26 Nisan 2015 Pazar

ACIYORUM!

Bu "acıyorum" acımak değil, hani içi kanar ya insanın, ondan. Acıyorum. Ağzımda ekşi bir tat.
Hani "ballı lokma tatlısı aman hadi hayırlısı" nın zıt durumu. Hani eline birşey geçiceğinden değil, ya da bir beklentin olduğundan da değil. Ama karşındaki insanın yaptığı bazı şeyler acıtır ya seni. Çaresiz kalırsın. Dökülür gözünden yaşlar. İncinmişsindir.Çökertmiştir seni bir hareketle yine. Ayağa kalkarsın hemen.
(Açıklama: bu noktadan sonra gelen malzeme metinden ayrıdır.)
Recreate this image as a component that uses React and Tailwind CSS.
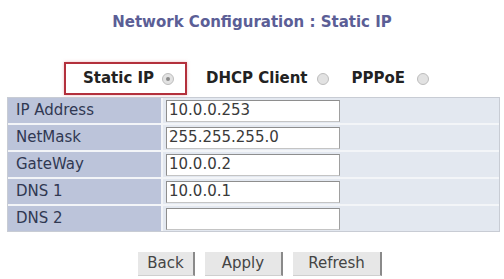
import React from "react";

function Radio({ checked }) {
  return (
    <span className="relative inline-block w-[12px] h-[12px] rounded-full border border-[#bdbdbd] bg-[#e2e2e2] shrink-0">
      {checked && (
        <span className="absolute left-[3px] top-[3px] w-[4px] h-[4px] rounded-full bg-[#8a8a8a]" />
      )}
    </span>
  );
}

const rows = [
  ["IP Address", "10.0.0.253"],
  ["NetMask", "255.255.255.0"],
  ["GateWay", "10.0.0.2"],
  ["DNS 1", "10.0.0.1"],
  ["DNS 2", ""],
];

export default function App() {
  return (
    <div className="w-[504px] h-[279px] bg-white overflow-hidden font-['DejaVu_Sans',sans-serif]">
      <div className="pt-[13px] h-[31px] text-center text-[15px] leading-[18px] font-bold text-[#5b5e96]">
        Network Configuration : Static IP
      </div>
      <div className="mt-[31px] flex items-center h-[33px] text-[15px] font-bold text-[#222]">
        <div className="ml-[64px] w-[123px] h-[33px] border-2 border-[#b3303c] flex items-center pl-[17px] gap-[8px] shadow-[0_0_3px_rgba(220,120,130,0.5)]">
          <span>Static IP</span>
          <Radio checked />
        </div>
        <div className="ml-[19px] flex items-center gap-[9px]">
          <span>DHCP Client</span>
          <Radio />
        </div>
        <div className="ml-[23px] flex items-center gap-[12px]">
          <span>PPPoE</span>
          <Radio />
        </div>
      </div>
      <div className="mt-[2px] ml-[7px] w-[493px] border border-[#c8ccd4] bg-[#f3f5f8] grid grid-cols-[153px_1fr] gap-y-[2px] gap-x-[2px]">
        {rows.map(([label, value]) => (
          <React.Fragment key={label}>
            <div className="h-[25px] bg-[#bcc4da] pl-[8px] flex items-center text-[15px] text-[#303852]">
              {label}
            </div>
            <div className="h-[25px] bg-[#e3e8f0] pl-[3px] flex items-center">
              <div className="w-[174px] h-[22px] bg-white border border-[#8e8e8e] border-b-[#c4c4c4] border-r-[#a0a0a0] flex items-center pl-[2px] text-[15px] text-[#3a3a3a]">
                {value}
              </div>
            </div>
          </React.Fragment>
        ))}
      </div>
      <div className="mt-[20px] flex ml-[138px] gap-[10px] text-[15px] text-[#444]">
        <div className="w-[57px] h-[24px] bg-[#e7e7e7] border-r-2 border-b border-r-[#8a8a8a] border-b-[#cfcfcf] flex items-center justify-center">
          Back
        </div>
        <div className="w-[78px] h-[24px] bg-[#e7e7e7] border-r-2 border-b border-r-[#8a8a8a] border-b-[#cfcfcf] flex items-center justify-center">
          Apply
        </div>
        <div className="w-[89px] h-[24px] bg-[#e7e7e7] border-r-2 border-b border-r-[#8a8a8a] border-b-[#cfcfcf] flex items-center justify-center">
          Refresh
        </div>
      </div>
    </div>
  );
}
Ama bir gece dibe inersin, uyuyamazsın da boğazında bir yumruyla sabahlarsın. Öyle bir gece işte bu gece benim ki. Hazmettiğimi sandığım şeyleri aslında arkaya attığımın, kolay kolay da hazmedemeyeceğimi anladığım gecelerden biri. Emin olun yarın işte toparlamış olurum ama işte bu geceyi atlatmak var ya, sabaha çıkabilmek! Neyse ki çocuklarıma yansıtmadım birşeyi de yavrularım mışıl mışıl uyuyorlar. Kendi içimde ve ex'e döşediğim mesajlarla aramızda kaldı.
Nitekim dostlar konu: evliliğimin yıkılmasında payı geçen "ikinci şahsiyet" durumunu ben çok zor atlatıyorum. Hani dediler ya bana "bak göreceksin nasıl onlar olacaklar"; "Başkalarının mutluluğu üstüne mutluluk olmaz, onlar da görecekler"." Ayrılacaklar, birbirlerini sevdiklerini sanacaklar" .... Hepsi boş. Benim gördüğüm evliliğe doğru giden bir süreç. Ve tatil gününde çocuklarımla "ailecik" oynadıkları bir gündü bugün.
Burada, o söylenen lafların, böyle ilişkilerin yürümediği saftsataların nedeni biz eski eşleriz bence. Ne kadar rahat verip vermediğimize mi bağlı, olayı büyütüp büyütmediğimize mi? bilemiyorum. Biz arada olduğumuz sürece bu tip ilişkiler belki yürümüyordur. Ama şu ki; ben arada değilim, kenarda bile değilim. Hiç akıllarında bile değilim. Herkes gibi onlarda bencil hayatlarını yaşıyorlar. Yanlış mı? Valla bu devirde  Makyavelist olmayan kaldı mı? Varsa da, buyrun beri gelsin o zaman.